Hearing aid batteries don’t have a very long shelf life and depending on the type of battery, and how frequently people use their devices, you could end up going through many batteries every year. These batteries contain toxins that are harmful to the quality of soil and water.
When they are thrown in the regular trash, there is a danger that these toxins will be released when garbage is burned or merely corrode over time in a landfill. Luckily, there are several methods people can use to recycle their hearing aid batteries, keeping these potentially dangerous away from our natural environment.
It is estimated that Americans throw away about 1.4 billion disposable hearing aid batteries every year, creating millions of tons of waste. These numbers will continue to rise as more and more people begin wearing hearing aids, unless they choose to recycle their batteries. Most hearing aids use zinc-air button cell batteries, and some also contain small amounts of mercuric oxide and silver. Over time, the outer casings of hearing aid batteries corrode as they sit in landfills. This releases the zinc and other metals contained in these devices into the soil and eventually into groundwater. Trash containing hearing aids batteries that is burned releases harmful smoke into the air. High levels of these toxins can lead to health problems in both animals and humans as water and the food chain become compromised. While the amount of toxins in a single battery may seem small, when taken together the sheer mass of these batteries ending up in landfills hurts the environment.

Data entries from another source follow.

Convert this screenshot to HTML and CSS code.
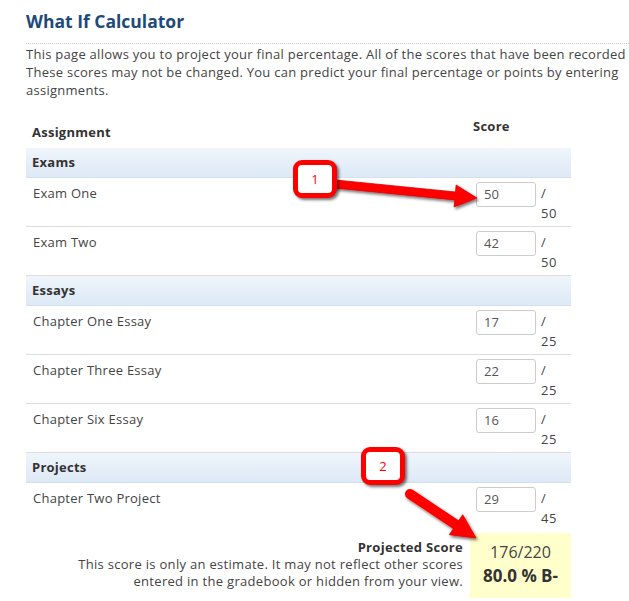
FILE: index.html
```html
<!DOCTYPE html>
<html>
<head>
<meta charset="utf-8">
<link rel="stylesheet" href="styles.css">
</head>
<body>
<div class="page">
  <h1 class="title">What If Calculator</h1>
  <div class="intro">
    <div class="intro-line">This page allows you to project your final percentage. All of the scores that have been recorded</div>
    <div class="intro-line">These scores may not be changed. You can predict your final percentage or points by entering</div>
    <div class="intro-line">assignments.</div>
  </div>

  <div class="calc">
    <div class="head-row">
      <div class="head-name">Assignment</div>
      <div class="head-score">Score</div>
    </div>

    <div class="group-row">Exams</div>
    <div class="item-row">
      <div class="item-name">Exam One</div>
      <div class="item-score"><span class="score-input">50</span><span class="score-max">/ 50</span></div>
    </div>
    <div class="item-row">
      <div class="item-name">Exam Two</div>
      <div class="item-score"><span class="score-input">42</span><span class="score-max">/ 50</span></div>
    </div>

    <div class="group-row">Essays</div>
    <div class="item-row">
      <div class="item-name">Chapter One Essay</div>
      <div class="item-score"><span class="score-input">17</span><span class="score-max">/ 25</span></div>
    </div>
    <div class="item-row">
      <div class="item-name">Chapter Three Essay</div>
      <div class="item-score"><span class="score-input">22</span><span class="score-max">/ 25</span></div>
    </div>
    <div class="item-row">
      <div class="item-name">Chapter Six Essay</div>
      <div class="item-score"><span class="score-input">16</span><span class="score-max">/ 25</span></div>
    </div>

    <div class="group-row">Projects</div>
    <div class="item-row item-last">
      <div class="item-name">Chapter Two Project</div>
      <div class="item-score"><span class="score-input">29</span><span class="score-max">/ 45</span></div>
    </div>

    <div class="projected">
      <div class="projected-text">
        <div class="projected-label">Projected Score</div>
        <div>This score is only an estimate. It may not reflect other scores</div>
        <div>entered in the gradebook or hidden from your view.</div>
      </div>
      <div class="projected-box">
        <div class="projected-points">176/220</div>
        <div class="projected-grade">80.0 % B-</div>
      </div>
    </div>
  </div>
</div>

<svg class="arrows" width="629" height="601" viewBox="0 0 629 601">
  <defs>
    <filter id="sh" x="-20%" y="-20%" width="140%" height="140%">
      <feDropShadow dx="1.5" dy="2" stdDeviation="1.5" flood-color="#000" flood-opacity="0.55"/>
    </filter>
  </defs>
  <g filter="url(#sh)" fill="#ff0000" stroke="#e00000" stroke-width="0.8">
    <polygon points="334.6,188.0 335.4,180.0 455.5,192.0 456.1,185.0 477,198 454.1,206.9 454.7,199.9"/>
    <line x1="410" y1="494" x2="458" y2="526" stroke="#ff0000" stroke-width="10" stroke-linecap="round"/>
    <polygon points="462.7,514.7 476,538 449.3,534.7"/>
  </g>
</svg>

<div class="callout callout-one">1</div>
<div class="callout callout-two">2</div>
</body>
</html>
```

FILE: styles.css
```css
html, body {
  margin: 0;
  padding: 0;
  overflow: hidden;
  background: #ffffff;
}

body {
  position: relative;
  width: 629px;
  height: 601px;
  font-family: "Open Sans", "DejaVu Sans", sans-serif;
  font-size: 13px;
  letter-spacing: 0.25px;
  color: #444444;
}

.page {
  padding: 9px 0 0 26px;
}

.title {
  margin: 0;
  font-size: 17.5px;
  font-weight: 700;
  line-height: 24px;
  letter-spacing: 0;
  color: #1d4a7a;
  padding-bottom: 10px;
  border-bottom: 1px dotted #c8c8c8;
}

.intro {
  padding-top: 1px;
  margin-bottom: 12px;
}

.intro-line {
  white-space: nowrap;
  line-height: 18px;
  letter-spacing: 0.27px;
}

.calc {
  width: 545px;
}

.head-row {
  display: grid;
  grid-template-columns: 1fr 98px;
  height: 37px;
  font-weight: 700;
  color: #333;
}

.head-name {
  align-self: end;
  padding: 0 0 7px 6px;
}

.head-score {
  padding-top: 6px;
  line-height: 18px;
}

.group-row {
  height: 29px;
  line-height: 29px;
  padding-left: 6px;
  font-weight: 700;
  color: #333;
  background: linear-gradient(#eff5fc, #dde9f6);
  border-bottom: 1px solid #d3dfec;
}

.item-row {
  display: grid;
  grid-template-columns: 1fr 95px;
  height: 48px;
  border-bottom: 1px solid #dddddd;
}

.item-last {
  border-bottom: none;
}

.item-name {
  padding: 6px 0 0 7px;
  line-height: 18px;
}

.item-score {
  display: flex;
  align-items: flex-start;
  gap: 5px;
  padding-top: 4px;
}

.score-input {
  box-sizing: border-box;
  width: 60px;
  height: 25px;
  border: 1px solid #cccccc;
  border-radius: 3px;
  padding: 2px 0 0 7px;
  line-height: 19px;
  letter-spacing: 0;
  color: #555555;
  background: #ffffff;
}

.score-max {
  width: 18px;
  line-height: 20px;
  padding-top: 1px;
  letter-spacing: 0.6px;
}

.projected {
  display: flex;
  justify-content: flex-end;
  margin-top: 2px;
}

.projected-text {
  text-align: right;
  padding: 5px 7px 0 0;
  line-height: 17px;
  letter-spacing: 0.3px;
}

.projected-label {
  font-weight: 700;
  color: #333;
  line-height: 18px;
}

.projected-box {
  width: 101px;
  height: 65px;
  background: #ffffcc;
  text-align: center;
  color: #444;
  letter-spacing: 0;
}

.projected-points {
  font-size: 16px;
  padding-top: 7px;
  line-height: 24px;
}

.projected-grade {
  font-size: 17px;
  font-weight: 700;
  line-height: 24px;
  color: #333;
}

.arrows {
  position: absolute;
  left: 0;
  top: 0;
  pointer-events: none;
}

.callout {
  position: absolute;
  box-sizing: border-box;
  width: 44px;
  height: 38px;
  border: 5px solid #ff0000;
  border-radius: 9px;
  background: #ffffff;
  color: #ff0000;
  font-size: 13px;
  letter-spacing: 0;
  line-height: 28px;
  text-align: center;
  box-shadow: 2px 2px 3px rgba(0, 0, 0, 0.55);
}

.callout-one {
  left: 293px;
  top: 160px;
}

.callout-two {
  left: 361px;
  top: 447px;
}
```
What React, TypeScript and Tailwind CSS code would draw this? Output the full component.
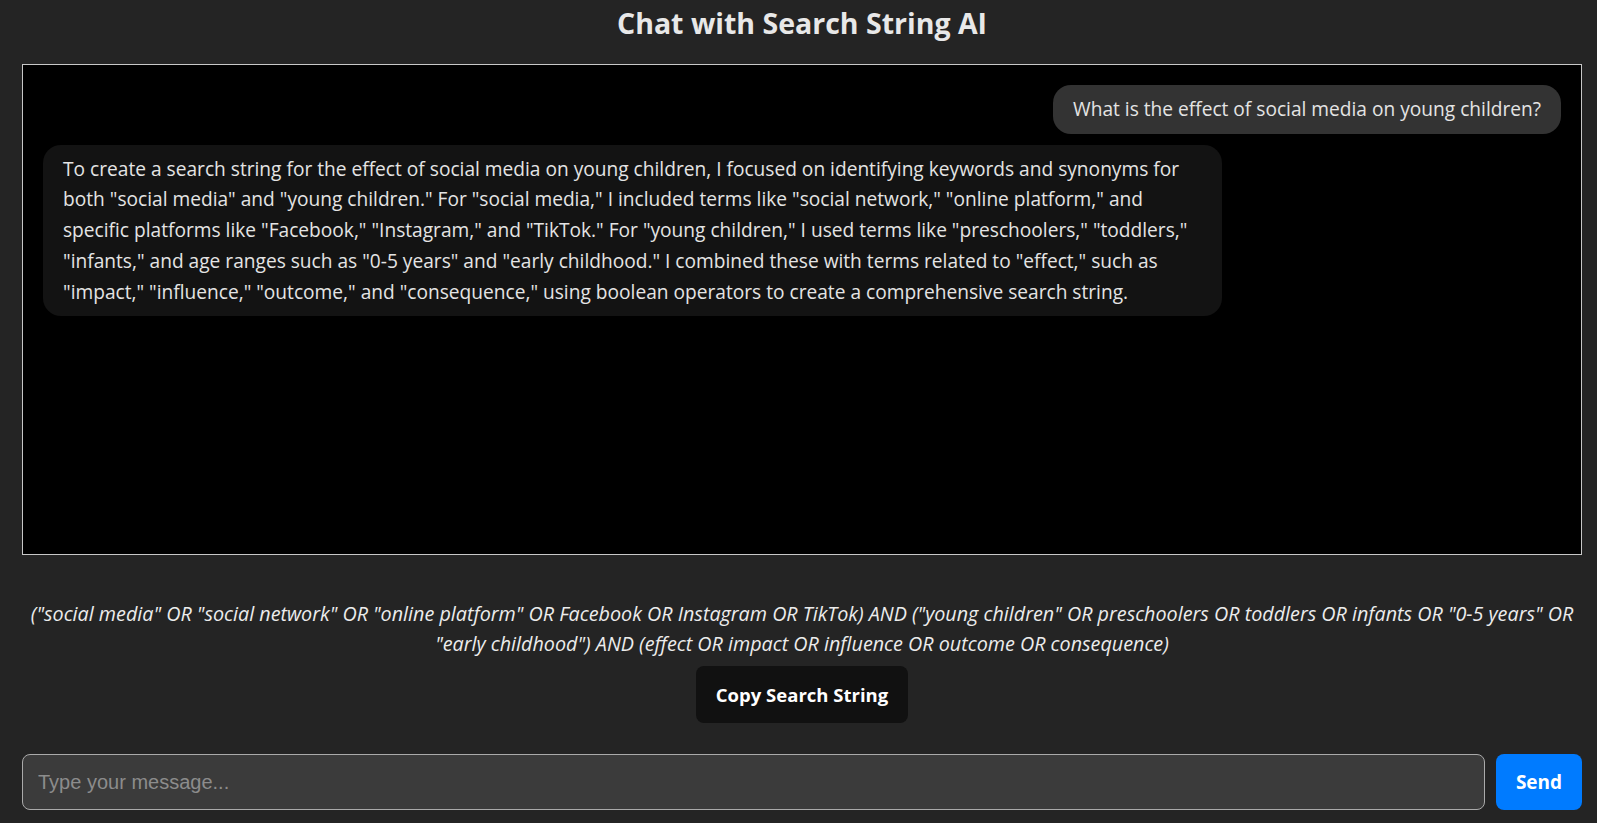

Recycling hearing aid batteries can also have a cumulative effect beyond just taking them out of landfills. When the batteries are recycled, the metals recovered can be used in multiple applications. This means that there is less need to mine to meet demand. Mining in and of itself has a negative effect on the environment due to the fuel burned by heavy machinery and the waste that is created by the mining process that leaches into the surrounding soil and water. The recovered plastics and metals from recycled hearing aid batteries can also be repurposed to make new batteries and cut down on additional production of those materials.
For people with hearing aids that support them, switching to rechargeable batteries also cuts down on potential waste reaching landfills. These batteries can be charged several times, cutting down not only waste but on costs to consumers. These batteries do also contain zinc and other metals, however, and they should also be recycled.
Some cities have their own battery recycling programs, and people who wear hearing aids should contact waste management officials to see if they accept hearing aid batteries. Some jewelry stores and larger retailers also accept hearing aid batteries recycling, and there are national organizations that offer hearing aid battery recycling. People who need additional guidance should talk to their audiologists about how to recycle their batteries. It’s a small step that can make a big difference.